I went to see the doctor yesterday because I've been so tired lately. "Are you depressed?" he asked me.
After weeks of seeing photos of the devastation in the Gulf of Mexico; watching YouTube videos of pelicans suffocating in an oily sarcophagus, marshes saturated in putrid, brown slime and what appears to be oily rain and a surf belching noxious gases; reading reports of outright incompetence in dealing with the situation, the application of millions of gallons of a chemical dispersant that no one seems to understand the environmental ramifications of using, news of a judge with a vested interest in the oil industry rescinding a ban on deepwater drilling" Good God, who wouldn't be depressed!

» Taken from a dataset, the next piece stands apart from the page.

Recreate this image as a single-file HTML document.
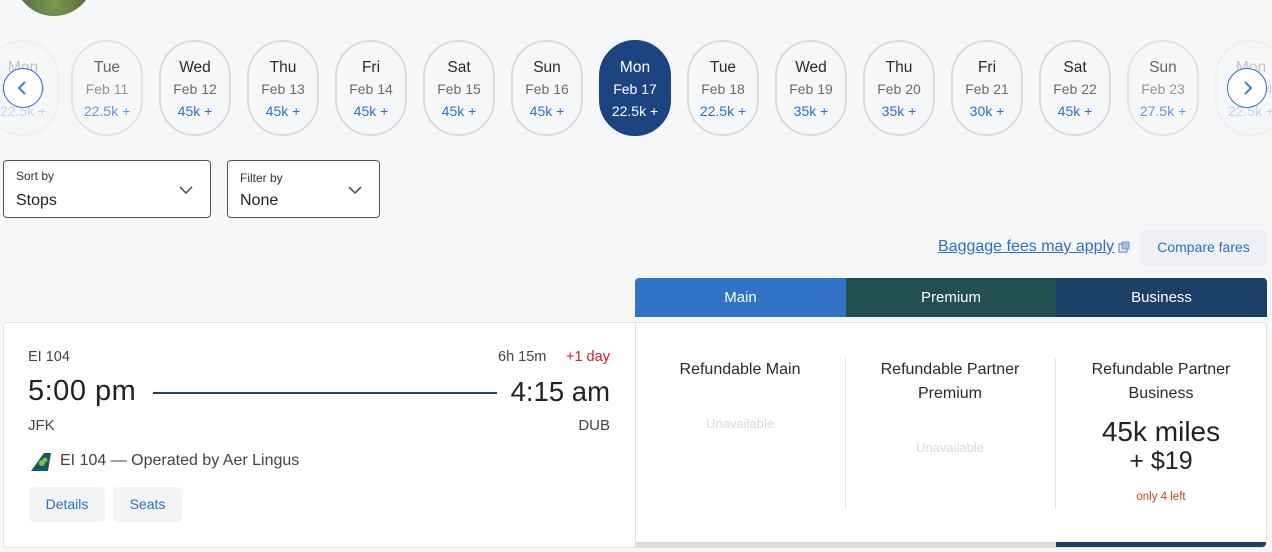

On Saturday, I took the bus to Ocean Beach (San Diego, California) with my husband and a friend, to participate in one of the "Hands Across the Sand" events. There was a hundred or so of us lined up on the beach. First we faced the ocean, holding hands, and then half way through the 15-minute lineup we about-faced to look at our audience. Thousands of people were in OB today for the annual OB Fair and Chili Cook-off. A band was playing on a platform just off the beach where some of their audience seemed to be also watching us. But an amazing number of people were either oblivious to us or ignoring us. Sometimes I feel like I'm in a Stephen King novel and everyone has gone mad. Why am I so worried about this catastrophe, I thought, when so many people can't think past getting a cold beer?
Back home, I checked the Facebook page for "Hands Across the Sand" to see if people in other parts of the country had bothered to show up and hold hands for 15 minutes in solidarity for clean energy and in opposition to offshore drilling. I was delightfully gratified to learn that there were over 800 events throughout the world, including in all 50 US states. Some were as small as two or three people while some had over a 1,000 participants! As I clicked through the hundreds of photos of people lined up, hand-in-hand on sunny beaches from Florida to California, I realized that I had been on many of those beaches. That's why this catastrophe feels like my heart is being ripped from me -- my life has been so intimately entwined with the ocean that I am feeling her pain.
Since childhood, it has always been the ocean that I've turned to for solace. As a teenager, I couldn't wait to get my driver's license so I could go to the New Jersey shore any time I wanted to go. As a young mother living on Long Island, I remember escaping to Asharoken Beach every chance I could. I remember the moment when I knew I couldn't stand being in my miserable marriage for one more day. I slipped away to the beach and sat on a bench for hours watching a young man teach himself to windsurf, feeling the sun tingling the skin on my face, smelling the slightly fishy sea air, gazing over Long Island Sound. I was calmed, emboldened and reassured that I could make it on my own. The ocean is my opium. I cannot imagine living anywhere where I cannot get my fix of it.
I lived in the Tampa Bay area of Florida for ten years. During that time I was very involved in an advertising trade association and as a director and president of the local organization, I attended trade conferences throughout Florida, mostly at beachfront hotels. From Daytona to Miami on the Atlantic and Palm Island to Pensacola on the Gulf, I had the opportunity to sample and savor the best of Florida's coastline. I remember walking along Pensacola Beach, awestruck by the endless whiteness of the sand and the emerald green of the Gulf waters that gave the area its name of the Emerald Coast. But I didn't have to travel far to enjoy the beach -- I lived only a ten minute drive from Honeymoon Island, just north of the more commercialized Clearwater Beach. When the ups and downs of my life took a sharp dive downward (my partner was dying and my business was failing), I often strolled that beach, breathing in the restorative energy I could always find in the stretch where sea meets sand. And if time permitted, I would take the ferry to Caladesi Island, one of the most highly rated beaches in the world!
While living in Florida, my novel about the Maya was published and it lent me the credentials to be a guest lecturer about the Maya on cruises to the Yucatan. Nothing about those gaudy and ostentatious cruise ships impressed me as much as being on the back deck, watching the hypnotic churning of aqua and white sea foam in our wake. I could stare at it endlessly. When we docked in Caribbean ports that had all been fashioned into identical tourist traps of shops hawking jewels and trinkets, I would hail a cab and seek out the furthest beach I could get to in the time allotted. There, on pristine beaches with teal water, I would let the sweet sting of sun into my veins, the sound of waves gently lapping on the shore into my ears, the sweet air of a million years of tropical plants exhaling fill my lungs.
In late 2004, after a year of wandering in my RV, I landed in San Diego's East County. The desert smells of sun-baked eucalyptus and sage were foreign to me and the vista of rocky hills didn't rock me with the constant caresses of waves. It wasn't until I spent an afternoon on the beach in Oceanside, helping to set up memorial crosses in the sand, and watching a Pacific Ocean sunset, that I decided I could put down roots in California.